Accordingly, this matter is expedited to the next available randomly designated regular oral argument panel.
Petitioners, identified as members of Tren de Aragua, a designated foreign terrorist organization, should not be allowed to proceed in this appeal.
Our April 18 order held that we lack jurisdiction to grant the relief sought by Petitioners. See Order, A.A.R.P. v. Trump, No. 25-10534 (5th Cir. Apr. 18, 2025); see also id. at 3 (Ramirez, J., concurring).
But last Friday, the Supreme Court reversed our unanimous decision, over a vigorous dissent by Justice Alito, joined only by Justice Thomas. See A.A.R.P. v. Trump, 605 U.S. ––––, ––– S.Ct. ––––, ––– L.Ed.2d ––––, 2025 WL 1417281 (2025).
As an inferior court, we're duty-bound to follow Supreme Court rulings—whether we agree with them or not. We don't have to like it. But we have to do it. So I concur in our order today expediting our consideration of this matter, as directed by the Supreme Court.

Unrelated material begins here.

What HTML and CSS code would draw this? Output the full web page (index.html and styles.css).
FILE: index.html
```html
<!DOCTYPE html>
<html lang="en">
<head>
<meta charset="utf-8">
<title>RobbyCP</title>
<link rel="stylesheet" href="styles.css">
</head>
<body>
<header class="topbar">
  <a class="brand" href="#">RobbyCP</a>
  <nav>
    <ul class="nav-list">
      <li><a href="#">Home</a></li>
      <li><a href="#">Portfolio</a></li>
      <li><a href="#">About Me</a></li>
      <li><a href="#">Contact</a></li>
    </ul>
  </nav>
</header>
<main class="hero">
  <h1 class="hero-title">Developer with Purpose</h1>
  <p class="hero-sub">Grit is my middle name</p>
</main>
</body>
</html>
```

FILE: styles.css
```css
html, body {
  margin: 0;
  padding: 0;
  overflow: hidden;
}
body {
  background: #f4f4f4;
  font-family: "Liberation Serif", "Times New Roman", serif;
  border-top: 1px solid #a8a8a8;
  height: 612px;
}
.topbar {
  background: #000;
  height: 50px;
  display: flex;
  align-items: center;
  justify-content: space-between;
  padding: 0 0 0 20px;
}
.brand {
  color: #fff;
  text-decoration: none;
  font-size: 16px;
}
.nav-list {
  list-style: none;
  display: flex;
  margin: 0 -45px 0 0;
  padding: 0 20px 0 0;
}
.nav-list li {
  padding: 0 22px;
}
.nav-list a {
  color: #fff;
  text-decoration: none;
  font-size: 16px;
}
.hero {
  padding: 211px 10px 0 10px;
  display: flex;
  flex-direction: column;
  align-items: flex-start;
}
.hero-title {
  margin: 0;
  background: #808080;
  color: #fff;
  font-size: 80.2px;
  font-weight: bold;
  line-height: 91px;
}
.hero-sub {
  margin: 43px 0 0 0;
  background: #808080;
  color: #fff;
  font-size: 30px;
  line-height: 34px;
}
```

But I write to state my sincere concerns about how the district judge as well as the President and other officials have been treated in this case. I worry that the disrespect they have been shown will not inspire continued respect for the judiciary, without which we cannot long function. See, e.g., In re Westcott, 135 F.4th 243, 250–51 (5th Cir. 2025) (Ho, J., concurring).
I.
It is not the role of the judiciary to check the excesses of the other branches, any more than it's our role to check the excesses of any other American citizen. Judges do not roam the countryside looking for opportunities to chastise government officials for their mistakes.
Rather, our job is simply to decide those legal disputes over which Congress has given us jurisdiction.

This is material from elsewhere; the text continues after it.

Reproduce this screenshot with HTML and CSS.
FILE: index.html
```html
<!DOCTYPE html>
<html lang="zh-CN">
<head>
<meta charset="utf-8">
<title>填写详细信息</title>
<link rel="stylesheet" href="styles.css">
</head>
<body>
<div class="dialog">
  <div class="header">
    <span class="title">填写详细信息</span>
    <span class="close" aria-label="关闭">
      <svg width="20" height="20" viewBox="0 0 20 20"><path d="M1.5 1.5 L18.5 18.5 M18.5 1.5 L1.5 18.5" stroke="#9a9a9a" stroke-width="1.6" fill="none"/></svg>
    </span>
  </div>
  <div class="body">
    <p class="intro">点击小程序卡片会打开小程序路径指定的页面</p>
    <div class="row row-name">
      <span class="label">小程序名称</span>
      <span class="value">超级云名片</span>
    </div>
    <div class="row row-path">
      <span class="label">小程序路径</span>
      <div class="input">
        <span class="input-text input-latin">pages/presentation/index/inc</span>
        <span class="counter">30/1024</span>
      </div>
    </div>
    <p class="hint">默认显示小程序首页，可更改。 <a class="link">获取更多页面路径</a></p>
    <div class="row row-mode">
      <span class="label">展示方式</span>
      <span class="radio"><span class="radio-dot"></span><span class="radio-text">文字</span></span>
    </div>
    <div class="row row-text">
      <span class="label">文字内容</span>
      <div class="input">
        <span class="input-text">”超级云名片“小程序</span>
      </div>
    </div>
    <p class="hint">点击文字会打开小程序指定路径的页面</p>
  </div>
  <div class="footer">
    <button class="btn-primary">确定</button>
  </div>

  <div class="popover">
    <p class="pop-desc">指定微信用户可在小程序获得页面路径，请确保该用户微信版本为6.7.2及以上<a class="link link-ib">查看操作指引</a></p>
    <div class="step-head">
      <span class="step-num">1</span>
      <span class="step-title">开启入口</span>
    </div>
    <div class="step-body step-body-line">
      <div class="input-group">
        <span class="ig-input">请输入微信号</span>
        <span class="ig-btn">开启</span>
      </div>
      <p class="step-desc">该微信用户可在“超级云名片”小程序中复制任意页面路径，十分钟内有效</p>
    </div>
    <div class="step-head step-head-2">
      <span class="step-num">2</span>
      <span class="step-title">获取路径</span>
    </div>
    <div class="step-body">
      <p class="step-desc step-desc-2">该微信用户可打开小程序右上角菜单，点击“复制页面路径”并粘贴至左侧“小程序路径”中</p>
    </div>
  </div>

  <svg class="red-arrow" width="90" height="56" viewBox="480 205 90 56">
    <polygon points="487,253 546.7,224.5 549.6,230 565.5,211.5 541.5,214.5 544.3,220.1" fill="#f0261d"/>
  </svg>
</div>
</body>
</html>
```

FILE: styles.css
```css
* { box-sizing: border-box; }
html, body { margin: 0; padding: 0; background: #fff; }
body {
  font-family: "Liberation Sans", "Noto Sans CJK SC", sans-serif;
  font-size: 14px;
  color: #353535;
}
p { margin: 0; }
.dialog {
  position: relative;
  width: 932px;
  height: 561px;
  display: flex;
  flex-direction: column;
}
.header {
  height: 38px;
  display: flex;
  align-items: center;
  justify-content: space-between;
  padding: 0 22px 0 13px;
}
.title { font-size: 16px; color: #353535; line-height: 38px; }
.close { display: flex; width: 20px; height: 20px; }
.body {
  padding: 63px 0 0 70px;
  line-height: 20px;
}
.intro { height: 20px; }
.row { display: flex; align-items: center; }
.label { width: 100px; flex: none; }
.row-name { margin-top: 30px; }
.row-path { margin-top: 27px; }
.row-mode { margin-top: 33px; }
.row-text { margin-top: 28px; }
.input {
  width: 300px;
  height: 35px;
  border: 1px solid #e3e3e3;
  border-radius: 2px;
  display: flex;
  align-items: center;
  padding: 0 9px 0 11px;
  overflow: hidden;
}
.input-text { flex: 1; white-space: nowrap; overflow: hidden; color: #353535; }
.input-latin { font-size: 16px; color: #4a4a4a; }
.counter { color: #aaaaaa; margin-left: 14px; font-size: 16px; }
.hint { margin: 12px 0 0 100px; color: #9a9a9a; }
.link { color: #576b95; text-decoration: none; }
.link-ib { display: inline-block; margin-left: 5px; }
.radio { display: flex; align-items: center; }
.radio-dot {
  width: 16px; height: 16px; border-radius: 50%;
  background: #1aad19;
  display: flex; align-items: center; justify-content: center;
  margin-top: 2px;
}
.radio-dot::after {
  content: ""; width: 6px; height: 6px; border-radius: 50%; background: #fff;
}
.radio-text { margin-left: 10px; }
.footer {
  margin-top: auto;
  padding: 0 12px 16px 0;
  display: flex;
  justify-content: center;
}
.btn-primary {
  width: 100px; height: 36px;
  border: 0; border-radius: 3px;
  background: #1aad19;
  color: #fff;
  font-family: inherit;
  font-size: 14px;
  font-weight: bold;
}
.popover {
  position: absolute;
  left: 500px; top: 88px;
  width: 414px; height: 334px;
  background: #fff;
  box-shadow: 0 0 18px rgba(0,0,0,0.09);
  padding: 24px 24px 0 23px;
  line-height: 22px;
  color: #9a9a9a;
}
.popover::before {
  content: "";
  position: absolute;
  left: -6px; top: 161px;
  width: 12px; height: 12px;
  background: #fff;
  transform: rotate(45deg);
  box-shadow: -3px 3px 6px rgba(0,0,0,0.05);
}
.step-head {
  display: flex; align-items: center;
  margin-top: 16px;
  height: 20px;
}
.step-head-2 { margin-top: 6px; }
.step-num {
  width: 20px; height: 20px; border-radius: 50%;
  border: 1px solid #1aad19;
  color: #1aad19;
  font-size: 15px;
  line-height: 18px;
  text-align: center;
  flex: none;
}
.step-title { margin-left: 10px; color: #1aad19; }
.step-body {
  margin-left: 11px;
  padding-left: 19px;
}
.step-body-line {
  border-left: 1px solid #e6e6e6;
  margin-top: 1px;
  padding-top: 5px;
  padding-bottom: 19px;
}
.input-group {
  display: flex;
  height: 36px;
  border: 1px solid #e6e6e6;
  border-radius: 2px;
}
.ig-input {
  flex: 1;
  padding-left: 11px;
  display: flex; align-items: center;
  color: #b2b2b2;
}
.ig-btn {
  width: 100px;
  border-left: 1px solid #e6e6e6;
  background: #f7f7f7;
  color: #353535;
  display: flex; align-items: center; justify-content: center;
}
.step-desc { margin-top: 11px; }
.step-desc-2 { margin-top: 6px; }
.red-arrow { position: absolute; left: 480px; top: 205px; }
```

Under 28 U.S.C. § 1292(a)(1), appellate courts have jurisdiction to review interlocutory orders of the district courts that “refus[e]” to enter an injunction. That includes orders that have “the practical effect of refusing an injunction.” Carson v. Am. Brands, Inc., 450 U.S. 79, 84, 101 S.Ct. 993, 67 L.Ed.2d 59 (1981).
That is demonstrably not this case. The district court made amply clear to Petitioners that it stood ready to hear their requests for emergency relief—indeed, the court had already ruled on one such request the day before. See A.A.R.P. v. Trump, ––– F.Supp.3d ––––, 2025 WL 1148140 (N.D. Tex. Apr. 17, 2025).
The court simply advised Petitioners that the Government would get 24 hours to respond before it would issue a ruling, one way or another. See A.A.R.P. v. Trump, 2025 WL 1177194, *1 (N.D. Tex. Apr. 18, 2025). The court also reminded Petitioners that the Government had assured the court that federal officials would not remove Petitioners without first giving the court advance notice. See A.A.R.P., ––– F.Supp.3d at ––––, 2025 WL 1148140, *1.
So when they sought emergency relief at 12:34 a.m. on April 18, Petitioners “were fully aware that the District Court intended to give the Government 24 hours to file a response.” A.A.R.P., 605 U.S. at ––––, ––– S.Ct. –––– (Alito, J., dissenting). They “said nothing about a plan to appeal if the District Court elected to wait for that response.” Id.
At 12:48 p.m. on April 18, however, Petitioners “suddenly informed the court that they would file an appeal if the District Court did not act within 42 minutes, i.e., by 1:30 p.m.” Id.
So when the court (to no one's surprise) couldn't comply with their patently unreasonable timetable, Petitioners immediately filed this appeal.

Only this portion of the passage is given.